A Defense Department spokesman did not
immediately return a phone call asking for comment.
The C.I.A.'s transfer of the dozen non-Iraqi
prisoners has not been publicly acknowledged, but it was described
on Monday by government officials from several different agencies.
Those officials said that each transfer had been approved by the
Justice Department, but that the circumstances surrounding the
prisoners were highly classified. They refused to identify the
prisoners by name or nationality, to say where they were being
held or to explain the reason for their removal.
It is possible that some of the prisoners
transferred out of Iraq may have been handed over to friendly
governments, like those of Egypt or Saudi Arabia, in a procedure
known as rendition. Another possibility is that they were transferred
to the secret American-run sites around the world that have been
used since the Sept. 11 terror attacks to house the highest ranking
Qaeda detainees, including Khalid Shaikh Mohammed, who is accused
of being the mastermind of the attacks.
Such transfers have been used by American
officials in the past three years in part to subject suspected
members of Al Qaeda and the Taliban to interrogation practices
harsher than those permitted under the Geneva Conventions or under
American law. American officials have defended such practices,
including a technique in which a prisoner is made to believe that
he will drown, as essential to extract information that may be
useful in preventing terrorist attacks.
Among those who had sought to call early
attention to the C.I.A.'s transfer of prisoners from Iraq was
an Army intelligence officer who served at Abu Ghraib prison outside
Baghdad. The officer, Lt. Col. Steven L. Jordan, who has been
accused of wrongdoing in connection with the abuse of prisoners
at Abu Ghraib, told Army interrogators in March 2004 that the
C.I.A.'s practice of not registering inmates at the prison was
intended to smooth the way for their transfer to sites outside
Iraq.
A White House spokesman, Sean McCormack,
continued to assert Monday that "the Geneva Conventions are
applicable to the conflict in Iraq, and our policy is to comply
with the Geneva Conventions." But an administration official
who described the new opinion said that although all Iraqis would
be treated as protected by the Geneva Conventions, the government
lawyers had concluded that "not everyone who might be in
Iraq after the occupation began is a protected person" under
the conventions.
Until now, the Bush administration has
publicly acknowledged only one case in which the C.I.A. moved
a prisoner from Iraq outside the country for interrogation, and
that acknowledgement did not come until months after the prisoner,
an Iraqi, was returned in the fall of 2003.
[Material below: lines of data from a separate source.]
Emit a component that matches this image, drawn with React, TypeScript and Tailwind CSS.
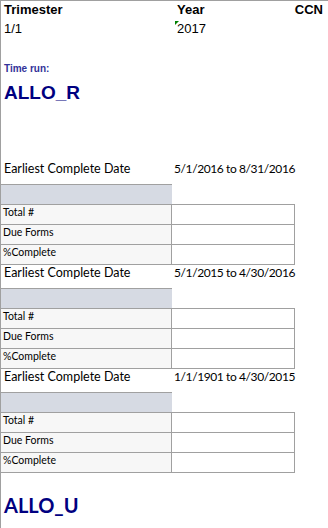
const sections = [
  { range: "5/1/2016 to 8/31/2016" },
  { range: "5/1/2015 to 4/30/2016" },
  { range: "1/1/1901 to 4/30/2015" },
];

const rows = ["Total #", "Due Forms", "%Complete"];

function Section({ range }: { range: string }) {
  return (
    <div>
      {/* heading row */}
      <div className="flex h-[23px] text-[12.5px] leading-[16px] text-black">
        <div className="w-[171px] pl-[3px]">Earliest Complete Date</div>
        <div className="pl-[2px] text-[12px] tracking-[-0.4px]">{range}</div>
      </div>
      {/* shaded band */}
      <div className="h-[20px] w-[171px] border-t border-[#a0a0a0] bg-[#d6dae3]" />
      {/* data table */}
      <div className="w-[294px] border-t border-r border-[#a0a0a0]">
        {rows.map((r) => (
          <div key={r} className="flex h-[20px] border-b border-[#a0a0a0]">
            <div className="w-[171px] border-r border-[#a0a0a0] bg-[#f7f7f7] pl-[2px] pt-[1px] text-[10.5px] leading-[12px] text-black">
              {r}
            </div>
            <div className="flex-1 bg-white" />
          </div>
        ))}
      </div>
    </div>
  );
}

export default function App() {
  return (
    <div className="h-[528px] w-[328px] overflow-hidden border-l border-t border-[#a0a0a0] bg-white font-['Lato',sans-serif]">
      {/* Header */}
      <div className="pt-[1px] font-['Liberation_Sans',Arial,sans-serif] text-[13px] leading-[15px] text-black">
        <div className="grid grid-cols-[173px_1fr_auto] pr-[5px] pl-[3px]">
          <span className="font-bold">Trimester</span>
          <span className="font-bold">Year</span>
          <span className="font-bold">CCN</span>
        </div>
        <div className="mt-[4px] grid grid-cols-[173px_1fr] pl-[3px]">
          <span>1/1</span>
          <span className="relative">
            <svg className="absolute top-0 -left-[2px]" width="4" height="4" viewBox="0 0 4 4">
              <polygon points="0,0 4,0 0,4" fill="#008000" />
            </svg>
            2017
          </span>
        </div>
      </div>

      <div className="mt-[27px] pl-[3px] font-['Liberation_Sans',Arial,sans-serif] text-[10px] leading-[12px] font-bold text-[#333399]">
        Time run:
      </div>
      <div className="mt-[7px] pl-[3px] font-['Liberation_Sans',Arial,sans-serif] text-[19px] leading-[22px] font-bold text-[#000080]">
        ALLO_R
      </div>

      <div className="mt-[57px]">
        {sections.map((s) => (
          <Section key={s.range} range={s.range} />
        ))}
      </div>

      <div className="mt-[20px] pl-[3px] text-[20px] leading-[24px] font-bold text-[#000080]">
        ALLO_U
      </div>
    </div>
  );
}
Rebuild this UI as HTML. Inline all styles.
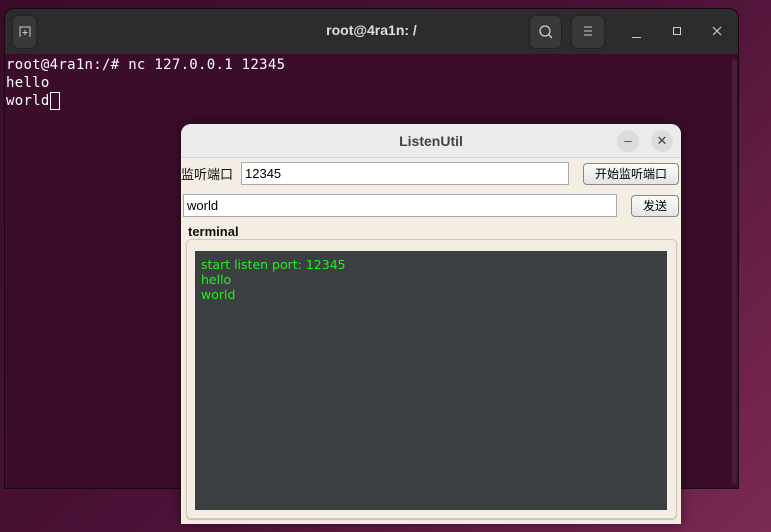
<!DOCTYPE html>
<html><head><style>
*{margin:0;padding:0;box-sizing:border-box}
body{width:771px;height:532px;overflow:hidden;background:linear-gradient(135deg,#3a0c2a 0%,#4a1236 50%,#6a2048 80%,#7a2a55 100%);position:relative;font-family:"Liberation Sans","Noto Sans CJK SC",sans-serif}
.abs{position:absolute}
#term{left:4px;top:8px;width:735px;height:481px;background:#3b0d2b;border-radius:10px 10px 0 0;border:1px solid #1a0512;overflow:hidden}
#tbar{left:0;top:0;width:100%;height:45px;background:#2c2c2c}
.tbtn{background:#383838;border-radius:6px;border:1px solid #222}
.mono{font-family:"DejaVu Sans Mono","Liberation Mono",monospace;font-size:14px;letter-spacing:0.3px;color:#fff;line-height:18px}
#dlg{left:181px;top:124px;width:500px;height:400px;background:#f3ede3;border-radius:10px 10px 0 0;overflow:hidden;box-shadow:0 0 12px rgba(0,0,0,.5)}
#dbar{left:0;top:0;width:100%;height:34px;background:#ebebeb;border-bottom:1px solid #d8d4cc}
.inp{background:#fff;border:1px solid #aaa;font-size:13px;padding-left:3px;line-height:21px}
.btn{background:linear-gradient(#fbfbfb,#e4e4e4);border:1px solid #888;border-radius:4px;font-size:12px;text-align:center;line-height:20px}
.circ{width:22px;height:22px;border-radius:50%;background:#dcdcdc;color:#444;text-align:center;font-size:13px;line-height:22px}
</style></head><body>
<div id="term" class="abs">
 <div id="tbar" class="abs">
  <div class="abs tbtn" style="left:7px;top:6px;width:25px;height:34px"></div>
  <svg class="abs" style="left:14px;top:17px" width="12" height="12"><path d="M1 11V1h10v10M6 4v5M3.5 6.5h5" stroke="#ccc" fill="none"/></svg>
  <div class="abs" style="left:0;width:100%;top:13px;text-align:center;color:#ddd;font-weight:bold;font-size:14px">root@4ra1n: /</div>
  <div class="abs tbtn" style="left:524px;top:6px;width:33px;height:34px"></div>
  <svg class="abs" style="left:533px;top:15px" width="16" height="16"><circle cx="7" cy="7" r="5" stroke="#ccc" fill="none" stroke-width="1.3"/><path d="M10.5 10.5L14 14" stroke="#ccc" stroke-width="1.3"/></svg>
  <div class="abs tbtn" style="left:566px;top:6px;width:34px;height:34px"></div>
  <svg class="abs" style="left:578px;top:16px" width="10" height="12"><path d="M1 2h8M1 6h8M1 10h8" stroke="#ccc"/></svg>
  <div class="abs" style="left:627px;top:28px;width:9px;height:1px;background:#ccc"></div>
  <div class="abs" style="left:668px;top:18px;width:8px;height:8px;border:1px solid #ccc"></div>
  <svg class="abs" style="left:707px;top:17px" width="10" height="10"><path d="M1 1l8 8M9 1l-8 8" stroke="#ccc" stroke-width="1.2"/></svg>
 </div>
 <div class="abs" style="left:727px;top:50px;width:5px;height:425px;background:#4a1c3a;border-radius:3px"></div>
 <div class="abs mono" style="left:1px;top:47px">root@4ra1n:/# nc 127.0.0.1 12345<br>hello<br>world<span style="display:inline-block;width:10px;height:18px;border:1px solid #fff;vertical-align:top"></span></div>
</div>
<div id="dlg" class="abs">
 <div id="dbar" class="abs">
  <div class="abs" style="left:0;width:100%;top:9px;text-align:center;font-weight:bold;font-size:14px;color:#444">ListenUtil</div>
  <div class="abs circ" style="left:436px;top:6px">–</div>
  <div class="abs circ" style="left:470px;top:6px">✕</div>
 </div>
 <div class="abs" style="left:0;top:40px;font-size:13px;color:#111">监听端口</div>
 <div class="abs inp" style="left:60px;top:38px;width:328px;height:23px">12345</div>
 <div class="abs btn" style="left:402px;top:39px;width:96px;height:22px">开始监听端口</div>
 <div class="abs inp" style="left:2px;top:70px;width:434px;height:23px">world</div>
 <div class="abs btn" style="left:450px;top:71px;width:48px;height:22px">发送</div>
 <div class="abs" style="left:7px;top:100px;font-weight:bold;font-size:13px;color:#111">terminal</div>
 <div class="abs" style="left:5px;top:115px;width:491px;height:280px;border:1px solid #cfc8bb;border-radius:5px;box-shadow:0 1px 1px #bbb"></div>
 <div class="abs" style="left:14px;top:127px;width:472px;height:259px;background:#3c3f41;color:#1ef01e;font-size:12.5px;line-height:15px;padding:6px 6px;font-family:'DejaVu Sans',sans-serif">start listen port: 12345<br>hello<br>world</div>
</div>
</body></html>
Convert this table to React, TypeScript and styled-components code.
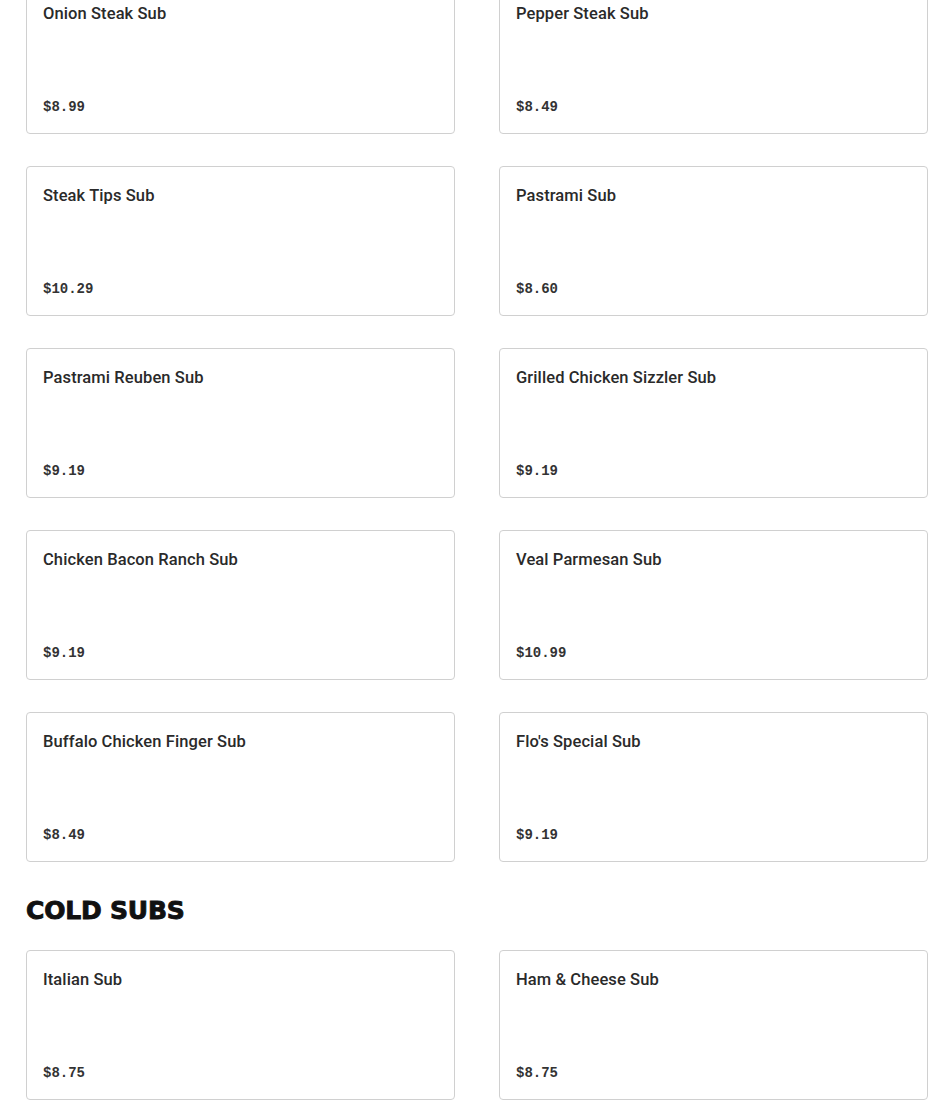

In that instance, intelligence officials
said the Iraqi prisoner had been returned in compliance with an
October 2003 legal opinion barring such transfers in cases involving
Iraqis. But they have refused to comment on whether non-Iraqis
might have been transferred.
The American officials said the C.I.A.'s
moving of some non-Iraqis from Iraq had been authorized by the
October 2003 memorandum, which was issued by the Office of Legal
Counsel. They said it had been given support under the new legal
opinion holding that some non-Iraqi prisoners were not protected
by the Geneva Conventions. They said that the draft memorandum
issued March 19, 2004, provided a narrower foundation for the
practice, by holding that everyone in Iraq was a protected person,
under the Geneva Conventions, but that the C.I.A. could nevertheless
permanently remove persons deemed to be "illegal aliens"
under "local immigration law."
The officials also disclosed for the first
time that the C.I.A. had removed a second Iraqi from the country
in 2003, and they said he had not been returned to Iraq until
this spring. The officials described that episode as a mistake.
In the past, the International Committee of the Red Cross, as
well as a number of human rights advocates, have criticized the
administration for applying the protections of the Geneva Conventions
too narrowly. Article 49 of the Fourth Geneva Convention prohibits
"the deportations of protected persons from occupied territory"
no matter what the motive.
According to The Washington Post, which
obtained a copy of the document, the March 19 memorandum includes
a footnote recommending "any contemplated relocations of
'protected persons' from Iraq to facilitate interrogation be carefully
evaluated for compliance with Article 49 on a case-by-case basis."
A Justice Department spokesman, Mark Corallo,
said the March 19 document obtained by The Washington Post "was
a draft and should be considered a draft." Mr. Corallo would
not say whether a final opinion had been reached. "At the
outset of the hostilities in Iraq, both the Defense Department
and the agency were instructed by the Justice Department that
the Geneva Conventions apply for Iraq," Mr. Corallo said.
Still, a Justice Department official said
separately, "No matter what the provision is in the Geneva
Convention, they are subject to legal interpretation."